Saturday, May 15, 2010

Haiti Bound, Part Two

Wednesday night I was on a conference call with some of the people I'll be traveling with to Haiti next week: Kent Annan, codirector of Haiti Partners and author of the book Following Jesus Through the Eye of the Needle (which I edited); Jonathan Chan, one of the architects of Project Level Aid--a web-accessible database of development and relief programs; and Lindsay Bonilla, founder and artistic director of World of Difference Ltd., which produces interactive theatre pieces to educate people about global cultural issues. Suddenly this trip, which I've been hearing about, thinking about, talking about and praying about for months, is about to happen.

This won't be the first time I've visited a country just months after an earthquake caused widespread devastation. When I was a sophomore in high school I traveled with our marching band to Mexico for spring break, about six months after a magnitude 8.1 earthquake claimed the lives of around 10,000 people and damaged or leveled more than three thousand buildings. I have vague recollections of rubble by the roadside as we drove around in Mexico City. I was a kid; I didn't have a real grasp of what piles of rubble represented: death and disruption, pain and suffering. My more salient memories of that trip are of typical adolescent drama--boys disrespecting girls, upperclassmen terrorizing lowerclassmen, that sort of thing.

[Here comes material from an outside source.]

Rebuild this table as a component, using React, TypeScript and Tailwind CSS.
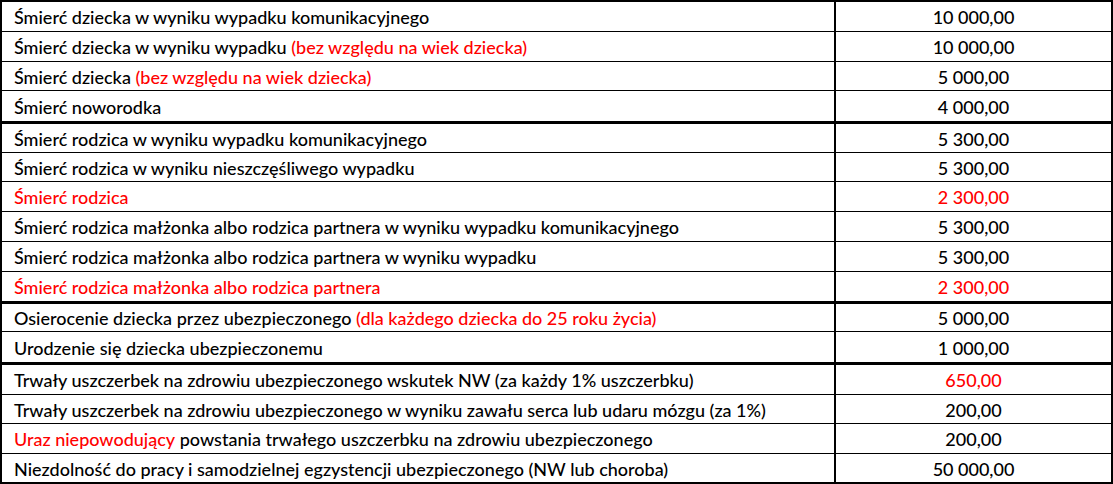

This time is different. I'm traveling not with a bandful of hormone-addled teenagers but a half-dozen sober-minded, socially conscious evangelical Christians, looking to help. You can meet them here. We'll be getting to know the country by sitting down with business leaders and representatives of various organizations in the towns of Darbonne and Port-au-Prince, staying with families in outlying areas, and worshiping with a church whose building was destroyed in the quake. We'll have the chance to see the progress of the XO Laptop project, which is making laptops available to underprivileged schoolchildren, improving the quality of their education. My task on this trip is to pay attention, the sort of attention I failed to pay when I visited Mexico City twenty-four years ago.

Attention is a gift I often fail to give people. I often work through conversations, typing as I talk, reading as I listen, peeking as I pray. I hoard my attention like a miser hoards gold, you might argue, and I would be hard-pressed to defend myself. But this trip is about paying attention--observing and acknowledging the struggles of a country far too often overlooked; noticing and celebrating the movement of God even in the midst of hardship; sensing and responding to the whispers and workings of the Spirit. My mission on this trip is to pay attention and to carry what I see and hear and learn with me in the days ahead.

My thanks to those folks who have contributed money to make my trip possible, who helped me decide and prepare to go, who are praying for me now and will be praying for me while I'm away, and who will help me process and live forward after my trip has ended. You are part of this, and I am in your debt.

Please do visit the Haiti Partners website, and read Kent's book. Among other things, it's a story of paying attention, and the profound things that emerge out of it.